The full derivative expression can be written as -

$$ d\text{loss} = \text{loss}_{,(gh)}dw_{gh}
= 2(\hat{y}_i - y_i) \sigma_{i,m}(w_{jk}x_k)x_ndw_{mn}
= 2(\hat{y}_i - y_i) \sigma_{i,m}(w_{jk}x_k)x_ndw_{mn}
$$

giving us …

$$ \text{loss}_{,(gh)} = 2(\hat{y}_i - y_i) \sigma_{i,m}(w_{jk}x_k)x_n\delta_{(mn)(gh)} $$

where we know that \(\sigma_{i,m} = 0 \text{ for } i \neq m\) and where we use the extended form of \(\delta\) -

$$ \delta_{(ij)(kl)} = 1 \text{ if $i=k$ and $j=l$, else } 0 $$

.. and noting that \(w_{mn,(gh)} = \delta_{(mn)(gh)} \)

In full expanded form with explicit summations put in, the loss derivative is -

$$ \text{loss}_{,(gh)} = \frac{\partial \text{loss}}{\partial w_{gh}} = 2\sum_{imn}{(\hat{y}_i - y_i) \sigma_{i,m}(\sum_k{w_{jk}x_k})x_n\delta_{(mn)(gh)}} $$

Notice that the loss derivative is a matrix of the same order as \(w\) and therefore it can be used to determine the direction in which to adjust \(w\) to get lower loss.

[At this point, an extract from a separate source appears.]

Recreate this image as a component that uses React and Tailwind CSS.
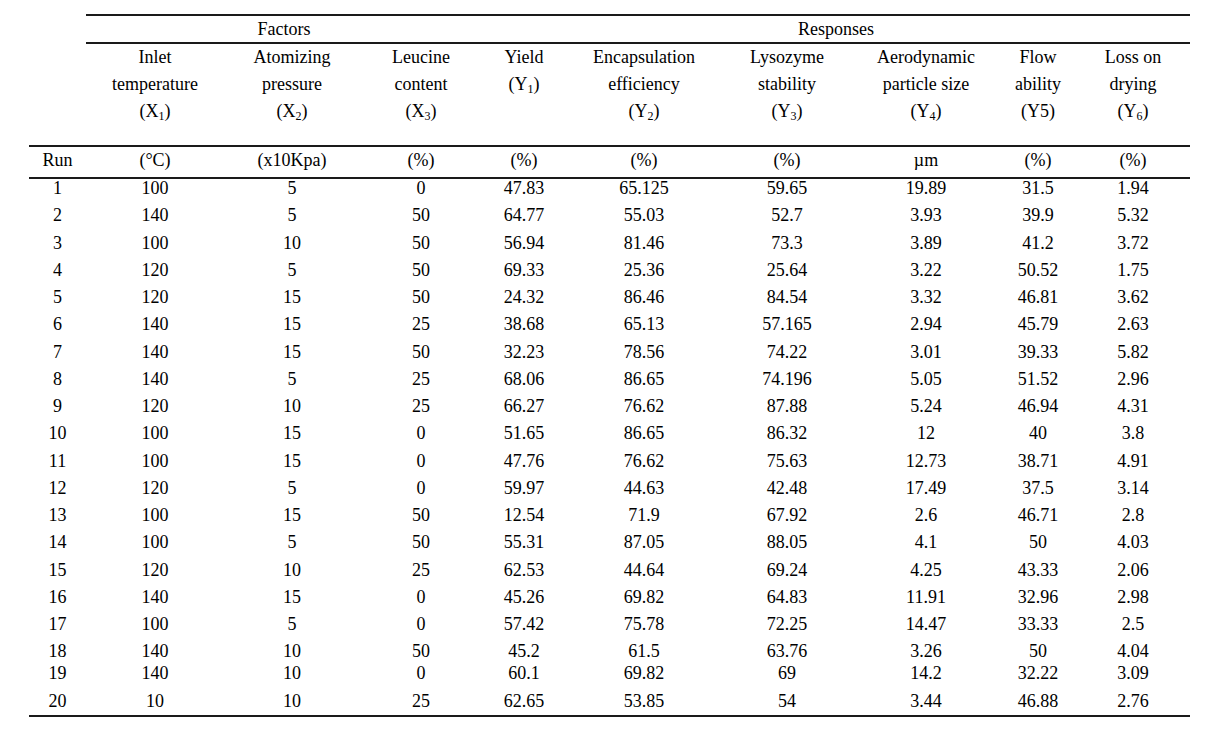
import React from "react";

const COLS = "grid grid-cols-[57px_138px_136px_122px_84px_156px_130px_148px_76px_114px]";

const headers = [
  [],
  ["Inlet", "temperature", ["X", "1"]],
  ["Atomizing", "pressure", ["X", "2"]],
  ["Leucine", "content", ["X", "3"]],
  ["Yield", ["Y", "1"]],
  ["Encapsulation", "efficiency", ["Y", "2"]],
  ["Lysozyme", "stability", ["Y", "3"]],
  ["Aerodynamic", "particle size", ["Y", "4"]],
  ["Flow", "ability", "(Y5)"],
  ["Loss on", "drying", ["Y", "6"]],
];

const units = ["Run", "(°C)", "(x10Kpa)", "(%)", "(%)", "(%)", "(%)", "µm", "(%)", "(%)"];

const data = [
  ["1", "100", "5", "0", "47.83", "65.125", "59.65", "19.89", "31.5", "1.94"],
  ["2", "140", "5", "50", "64.77", "55.03", "52.7", "3.93", "39.9", "5.32"],
  ["3", "100", "10", "50", "56.94", "81.46", "73.3", "3.89", "41.2", "3.72"],
  ["4", "120", "5", "50", "69.33", "25.36", "25.64", "3.22", "50.52", "1.75"],
  ["5", "120", "15", "50", "24.32", "86.46", "84.54", "3.32", "46.81", "3.62"],
  ["6", "140", "15", "25", "38.68", "65.13", "57.165", "2.94", "45.79", "2.63"],
  ["7", "140", "15", "50", "32.23", "78.56", "74.22", "3.01", "39.33", "5.82"],
  ["8", "140", "5", "25", "68.06", "86.65", "74.196", "5.05", "51.52", "2.96"],
  ["9", "120", "10", "25", "66.27", "76.62", "87.88", "5.24", "46.94", "4.31"],
  ["10", "100", "15", "0", "51.65", "86.65", "86.32", "12", "40", "3.8"],
  ["11", "100", "15", "0", "47.76", "76.62", "75.63", "12.73", "38.71", "4.91"],
  ["12", "120", "5", "0", "59.97", "44.63", "42.48", "17.49", "37.5", "3.14"],
  ["13", "100", "15", "50", "12.54", "71.9", "67.92", "2.6", "46.71", "2.8"],
  ["14", "100", "5", "50", "55.31", "87.05", "88.05", "4.1", "50", "4.03"],
  ["15", "120", "10", "25", "62.53", "44.64", "69.24", "4.25", "43.33", "2.06"],
  ["16", "140", "15", "0", "45.26", "69.82", "64.83", "11.91", "32.96", "2.98"],
  ["17", "100", "5", "0", "57.42", "75.78", "72.25", "14.47", "33.33", "2.5"],
  ["18", "140", "10", "50", "45.2", "61.5", "63.76", "3.26", "50", "4.04"],
  ["19", "140", "10", "0", "60.1", "69.82", "69", "14.2", "32.22", "3.09"],
  ["20", "10", "10", "25", "62.65", "53.85", "54", "3.44", "46.88", "2.76"],
];

function rowHeight(i) {
  if (i < 17) return "h-[27.25px]";
  if (i === 17) return "h-[21.75px]";
  if (i === 18) return "h-[28px]";
  return "h-[23px]";
}

function HeaderLine({ line }) {
  if (Array.isArray(line)) {
    return (
      <div>
        ({line[0]}
        <sub className="text-[12px]">{line[1]}</sub>)
      </div>
    );
  }
  return <div>{line}</div>;
}

export default function App() {
  return (
    <div className="min-h-[730px] w-[1212px] bg-white text-black font-[family-name:'Liberation_Serif','Times_New_Roman',serif] text-[18px]">
      <div className="pl-[29px] pt-[14px] w-[1190px]">
        {/* Group header */}
        <div className="flex">
          <div className="w-[57px]" />
          <div className="flex border-t-2 border-b-2 border-[#1a1a1a]">
            <div className="w-[396px] h-[26px] leading-[26px] text-center">Factors</div>
            <div className="w-[708px] h-[26px] leading-[26px] text-center">Responses</div>
          </div>
        </div>
        {/* Column headers */}
        <div className={`${COLS} h-[101px] leading-[27px] text-center`}>
          {headers.map((h, i) => (
            <div key={i}>
              {h.map((line, j) => (
                <HeaderLine key={j} line={line} />
              ))}
            </div>
          ))}
        </div>
        {/* Units row */}
        <div className={`${COLS} h-[34px] border-t-2 border-b-2 border-[#1a1a1a] leading-[27px] text-center`}>
          {units.map((u, i) => (
            <div key={i}>{u}</div>
          ))}
        </div>
        {/* Data rows */}
        <div className="border-b-2 border-[#1a1a1a]">
          {data.map((row, i) => (
            <div key={i} className={`${COLS} ${rowHeight(i)} leading-[18px] text-center`}>
              {row.map((c, j) => (
                <div key={j}>{c}</div>
              ))}
            </div>
          ))}
        </div>
      </div>
    </div>
  );
}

This is what gets us the weights update rule for a single neuron layer.

$$ w^{(t+1)}_{gh} = w^{(t)}_{gh} - \eta \text{loss}_{, (gh)} $$

Composing many neuron layers is matter of applying the chain rule since neuron layers compose according to normal function composition.

Postscript on indices

The above index-based treatment of tensors translates more or less into code directly, where tensors are indexed using an array of integer indices. It becomes pretty error prone to manipulate these indices and keep track of what’s what. A better approach when programming is to give descriptive names to these index positions, as implemented in the Named Tensors module in PyTorch.